I think this is reasonable if these computers have GPUs.

Training from scratch is slow because you need to synchronize all model weights/gradients on each step (though it's possible for somewhat smaller models with some optimizations).

In case of fine-tuning (especially prompt tuning), you train only a small percent of weights, so communication overhead is not that huge anymore. Still, this allows to adapt the LM to most downstream tasks.

A Petals client does not allow others to use your GPU by default, you need to explicitly run a Petals server (a separate program) for this.

In the Colab example, we only run the client, so its GPU can't be used by anyone besides the user directly running the notebook.

Sure!

Regarding offloading:

• Offloading is another method for running large LMs when you don't have the GPU memory to fit the entire model. Imagine you have an A100 GPU with 80 GB memory and want to generate text with BLOOM, a 70-block transformer model with ~2.5 GB of weights per block. For each token, offloading will load the first 1/3 of the model (~27 blocks) from RAM/SSD to your GPU memory, run a forward pass through them, then free the memory and load the next 2/3, and so on.

• The table shows that inference with offloading is very slow compared to Petals. That's because it involves copying hundreds GB of block weights to your GPU memory to generate every new token in a sequence.

• Even though Petals may send data to a server on a different continent over the Internet, it turns out that Petals is much faster since it just doesn't send much. It only sends activations, which are thousands times smaller than weights of one BLOOM block (and the weights are already loaded to a server's GPU).

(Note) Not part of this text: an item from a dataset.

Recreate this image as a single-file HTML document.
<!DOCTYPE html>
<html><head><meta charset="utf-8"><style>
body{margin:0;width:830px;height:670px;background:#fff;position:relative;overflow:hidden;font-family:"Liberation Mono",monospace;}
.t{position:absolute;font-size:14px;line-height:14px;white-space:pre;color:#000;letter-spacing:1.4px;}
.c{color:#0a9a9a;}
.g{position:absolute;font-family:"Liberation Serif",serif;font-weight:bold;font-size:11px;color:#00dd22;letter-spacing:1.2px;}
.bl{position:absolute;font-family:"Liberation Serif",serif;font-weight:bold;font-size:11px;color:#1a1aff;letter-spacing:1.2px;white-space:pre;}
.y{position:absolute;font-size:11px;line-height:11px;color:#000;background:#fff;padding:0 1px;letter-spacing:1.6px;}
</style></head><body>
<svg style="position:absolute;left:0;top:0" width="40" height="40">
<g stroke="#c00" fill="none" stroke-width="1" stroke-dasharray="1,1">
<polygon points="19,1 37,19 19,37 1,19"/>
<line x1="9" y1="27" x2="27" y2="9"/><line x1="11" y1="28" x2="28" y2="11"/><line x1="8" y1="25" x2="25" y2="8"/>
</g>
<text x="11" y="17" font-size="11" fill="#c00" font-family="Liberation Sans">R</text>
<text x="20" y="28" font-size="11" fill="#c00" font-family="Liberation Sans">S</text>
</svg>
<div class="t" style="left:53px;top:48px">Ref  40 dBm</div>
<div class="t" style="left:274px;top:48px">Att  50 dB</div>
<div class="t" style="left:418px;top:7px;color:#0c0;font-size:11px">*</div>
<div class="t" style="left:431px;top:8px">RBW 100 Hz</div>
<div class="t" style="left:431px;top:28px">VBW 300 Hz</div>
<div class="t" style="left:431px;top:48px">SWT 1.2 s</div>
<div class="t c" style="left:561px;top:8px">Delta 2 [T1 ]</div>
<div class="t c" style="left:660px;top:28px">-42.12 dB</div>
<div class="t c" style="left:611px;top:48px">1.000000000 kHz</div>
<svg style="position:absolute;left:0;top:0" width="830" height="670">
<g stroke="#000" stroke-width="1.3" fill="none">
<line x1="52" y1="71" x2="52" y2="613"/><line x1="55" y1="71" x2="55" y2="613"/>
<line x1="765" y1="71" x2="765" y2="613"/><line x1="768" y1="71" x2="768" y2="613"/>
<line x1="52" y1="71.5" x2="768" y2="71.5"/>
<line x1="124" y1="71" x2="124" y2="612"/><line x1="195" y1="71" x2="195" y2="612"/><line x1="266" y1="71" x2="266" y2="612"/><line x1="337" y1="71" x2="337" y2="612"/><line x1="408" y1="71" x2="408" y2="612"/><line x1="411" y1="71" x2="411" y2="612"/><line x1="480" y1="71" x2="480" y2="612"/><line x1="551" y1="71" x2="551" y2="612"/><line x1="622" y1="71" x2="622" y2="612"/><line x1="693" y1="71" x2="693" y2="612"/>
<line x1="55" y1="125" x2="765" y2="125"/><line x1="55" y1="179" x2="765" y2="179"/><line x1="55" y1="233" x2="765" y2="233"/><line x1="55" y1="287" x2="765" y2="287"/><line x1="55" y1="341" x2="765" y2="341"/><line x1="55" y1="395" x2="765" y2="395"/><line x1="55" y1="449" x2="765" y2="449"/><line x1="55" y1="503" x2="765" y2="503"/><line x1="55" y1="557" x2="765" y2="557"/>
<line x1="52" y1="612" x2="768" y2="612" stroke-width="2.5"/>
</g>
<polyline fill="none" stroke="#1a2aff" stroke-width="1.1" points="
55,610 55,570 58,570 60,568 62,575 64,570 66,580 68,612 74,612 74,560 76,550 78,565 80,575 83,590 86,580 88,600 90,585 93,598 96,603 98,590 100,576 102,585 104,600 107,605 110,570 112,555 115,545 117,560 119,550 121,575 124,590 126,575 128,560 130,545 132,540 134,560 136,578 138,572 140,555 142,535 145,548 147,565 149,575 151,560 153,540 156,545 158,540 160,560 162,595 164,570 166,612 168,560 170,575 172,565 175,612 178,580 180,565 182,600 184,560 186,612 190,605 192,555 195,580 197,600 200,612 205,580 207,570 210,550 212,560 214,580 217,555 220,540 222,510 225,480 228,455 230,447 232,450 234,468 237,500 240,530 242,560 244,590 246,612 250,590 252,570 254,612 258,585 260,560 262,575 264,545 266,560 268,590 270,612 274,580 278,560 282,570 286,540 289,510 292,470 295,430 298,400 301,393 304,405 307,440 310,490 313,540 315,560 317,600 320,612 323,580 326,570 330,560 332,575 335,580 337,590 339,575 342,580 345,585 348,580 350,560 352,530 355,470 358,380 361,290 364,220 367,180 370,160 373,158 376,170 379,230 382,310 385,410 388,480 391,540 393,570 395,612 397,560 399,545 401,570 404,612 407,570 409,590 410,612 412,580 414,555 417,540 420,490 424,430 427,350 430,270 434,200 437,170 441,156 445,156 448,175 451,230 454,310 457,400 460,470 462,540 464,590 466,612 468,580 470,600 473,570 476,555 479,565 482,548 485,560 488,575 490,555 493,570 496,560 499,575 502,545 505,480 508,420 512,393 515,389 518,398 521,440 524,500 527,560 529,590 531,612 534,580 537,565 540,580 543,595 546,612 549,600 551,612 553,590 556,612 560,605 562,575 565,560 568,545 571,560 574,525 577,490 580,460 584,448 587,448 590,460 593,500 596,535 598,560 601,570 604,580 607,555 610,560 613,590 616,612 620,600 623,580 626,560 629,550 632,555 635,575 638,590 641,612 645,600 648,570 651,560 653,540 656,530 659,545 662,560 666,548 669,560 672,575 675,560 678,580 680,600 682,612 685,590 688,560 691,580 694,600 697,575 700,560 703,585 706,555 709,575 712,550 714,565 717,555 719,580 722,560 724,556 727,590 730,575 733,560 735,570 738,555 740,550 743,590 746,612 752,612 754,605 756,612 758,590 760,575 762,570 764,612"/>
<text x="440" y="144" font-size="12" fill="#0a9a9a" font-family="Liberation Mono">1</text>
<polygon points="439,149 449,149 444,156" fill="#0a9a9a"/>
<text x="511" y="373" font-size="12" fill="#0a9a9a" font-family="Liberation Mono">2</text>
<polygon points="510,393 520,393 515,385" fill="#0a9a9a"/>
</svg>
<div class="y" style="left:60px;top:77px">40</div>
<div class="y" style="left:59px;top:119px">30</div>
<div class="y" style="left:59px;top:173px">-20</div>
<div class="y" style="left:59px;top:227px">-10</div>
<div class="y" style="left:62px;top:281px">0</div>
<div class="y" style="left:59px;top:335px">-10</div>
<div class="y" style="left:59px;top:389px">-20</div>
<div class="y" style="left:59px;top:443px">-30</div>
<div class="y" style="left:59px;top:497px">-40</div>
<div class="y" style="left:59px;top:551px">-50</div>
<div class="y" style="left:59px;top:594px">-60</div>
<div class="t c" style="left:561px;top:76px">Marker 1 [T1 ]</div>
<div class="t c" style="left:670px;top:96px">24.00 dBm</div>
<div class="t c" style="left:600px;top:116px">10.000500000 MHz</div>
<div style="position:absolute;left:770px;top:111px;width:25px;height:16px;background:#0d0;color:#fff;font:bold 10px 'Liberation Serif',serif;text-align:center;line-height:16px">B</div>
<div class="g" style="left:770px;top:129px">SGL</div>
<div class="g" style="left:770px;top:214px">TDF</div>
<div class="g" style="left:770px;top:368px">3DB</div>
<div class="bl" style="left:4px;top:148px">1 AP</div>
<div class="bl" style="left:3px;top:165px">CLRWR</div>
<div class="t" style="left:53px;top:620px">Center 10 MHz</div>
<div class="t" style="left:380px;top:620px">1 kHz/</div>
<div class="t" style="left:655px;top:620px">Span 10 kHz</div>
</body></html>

Regarding "Petals on 3 physical servers" vs. "14 real servers":

• The first setup is artificial: we use 3 high-end servers staying in one room and simulate different latency/bandwidth restrictions for research purposes.
• The second setup is realistic: we use 14 different servers with customer-grade GPUs, spread across Europe and North America. So the GPUs are heterogeneous, latency may vary, we may have packet loss, etc.

Regarding "8 clients running simultaneously":

• Other rows measure the performance of a client if it uses a Petals swarm alone. This row shows how the performance degrades if we have 8 concurrent clients.

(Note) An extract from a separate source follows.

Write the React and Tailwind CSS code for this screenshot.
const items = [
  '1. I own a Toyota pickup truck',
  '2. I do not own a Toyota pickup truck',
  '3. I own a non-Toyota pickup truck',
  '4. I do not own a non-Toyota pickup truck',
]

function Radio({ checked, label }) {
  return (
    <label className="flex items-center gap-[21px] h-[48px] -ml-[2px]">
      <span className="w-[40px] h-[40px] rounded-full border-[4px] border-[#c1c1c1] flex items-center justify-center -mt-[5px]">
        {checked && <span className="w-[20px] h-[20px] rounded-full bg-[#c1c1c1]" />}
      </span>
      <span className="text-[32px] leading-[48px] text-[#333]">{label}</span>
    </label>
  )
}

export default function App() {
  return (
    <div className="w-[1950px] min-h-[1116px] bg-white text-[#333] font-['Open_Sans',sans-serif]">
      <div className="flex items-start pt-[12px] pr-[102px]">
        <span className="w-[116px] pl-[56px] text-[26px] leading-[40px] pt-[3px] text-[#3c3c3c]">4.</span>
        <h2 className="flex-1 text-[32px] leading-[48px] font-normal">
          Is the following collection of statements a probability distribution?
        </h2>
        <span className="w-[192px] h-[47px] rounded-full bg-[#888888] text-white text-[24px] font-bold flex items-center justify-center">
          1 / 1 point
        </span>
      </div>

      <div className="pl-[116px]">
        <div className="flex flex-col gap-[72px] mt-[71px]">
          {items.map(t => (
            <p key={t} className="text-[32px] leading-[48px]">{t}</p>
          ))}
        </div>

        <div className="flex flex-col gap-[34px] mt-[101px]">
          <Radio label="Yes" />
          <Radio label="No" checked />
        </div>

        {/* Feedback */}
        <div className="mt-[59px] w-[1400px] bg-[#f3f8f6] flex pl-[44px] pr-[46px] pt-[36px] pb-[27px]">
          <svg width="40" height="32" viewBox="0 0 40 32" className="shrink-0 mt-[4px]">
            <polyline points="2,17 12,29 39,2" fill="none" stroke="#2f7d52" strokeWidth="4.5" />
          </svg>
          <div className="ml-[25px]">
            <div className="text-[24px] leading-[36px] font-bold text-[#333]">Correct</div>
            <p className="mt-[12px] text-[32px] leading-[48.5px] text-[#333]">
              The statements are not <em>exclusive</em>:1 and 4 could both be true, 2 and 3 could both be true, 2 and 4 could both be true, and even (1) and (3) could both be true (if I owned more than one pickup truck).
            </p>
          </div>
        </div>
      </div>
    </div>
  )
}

You can find these and other details of the experiments in our paper (the table I've sent is from its updated version that we didn't publish yet).

Not really: federated learning focuses on data privacy (and doesn't usually involve huge models), Petals focuses on making it possible to run a huge model without having much resources yourself (and doesn't give data privacy guarantees)

Yes, it's technically possible to integrate GPT-NeoX in our code instead of BLOOM (requires some work, but it's not too hard).

Also, it may be possible to fit GPT-NeoX into 20 GB of VRAM (i.e., one 3090) using recent LLM.int8() work: https://huggingface.co/blog/hf-bitsandbytes-integration We use this approach to make BLOOM consume as few memory as possible in Petals.

Yeah, we compared Petals to a server with 3x A100 running tensor-parallel code based on Megatron-DeepSpeed, see the green row in this table. The table also shows how Petals performance degrades if we have concurrent clients and how it compares to offloading.

Adding more servers usually doesn't make the inference speed significantly faster. New servers mostly help with the swarm capacity, so it can provide the speed of ~1 step/sec to a larger number of clients.

I don't think we've done any comparisons with Federated/Split learning systems since, as far as I understand, they mostly don't work well on models of that size (100B+ parameters). But let us know if there're such systems, maybe we will compare Petals to some of them.

Regarding fault tolerance:

• No chunk losses involved — if a client has trouble sending/receiving chunks from a certain server, it will try other servers holding the necessary blocks until it gets a valid response.
• We don't use any centralized queues like Kafka, instead the client code chooses and traverses servers by itself until it makes a full forward/backward pass. In this architecture, you can still make the client send the same request to multiple servers (if you want to validate servers' responses against each other or just get the response as soon as possible).

Regarding security & privacy:

• Peers only exchange tensors (activations, gradients) serialized with safe protocols and ask each other to run pre-defined BLOOM blocks on them. They never send code to each other, so no one can execute their own code on your computer.
• It may be possible for peers serving model layers to recover input data and model outputs, or modify the outputs in a malicious way. That's why we ask to never use the public swarm for sensitive data (not just pet projects/research) in the repo & notebook at the moment. Instead, you can set up a private Petals swarm hosted by people/orgs you trust. For example, several small companies/labs may collaborate and set up a private swarm to protect their data from others, while still getting benefits of Petals.
• Still, we have plans to improve security of the public swarm in future:
  • (a) We plan to add an option for the client to send the same request to several servers and identify discrepancies (if any).
  • (b) We're working on a reputation system, so a server who returned invalid outputs loses its reputation and won't be chosen by clients again. The invalid outputs can be reported by clients or detected by special "anti-fraud" nodes that periodically validate the various servers' outputs.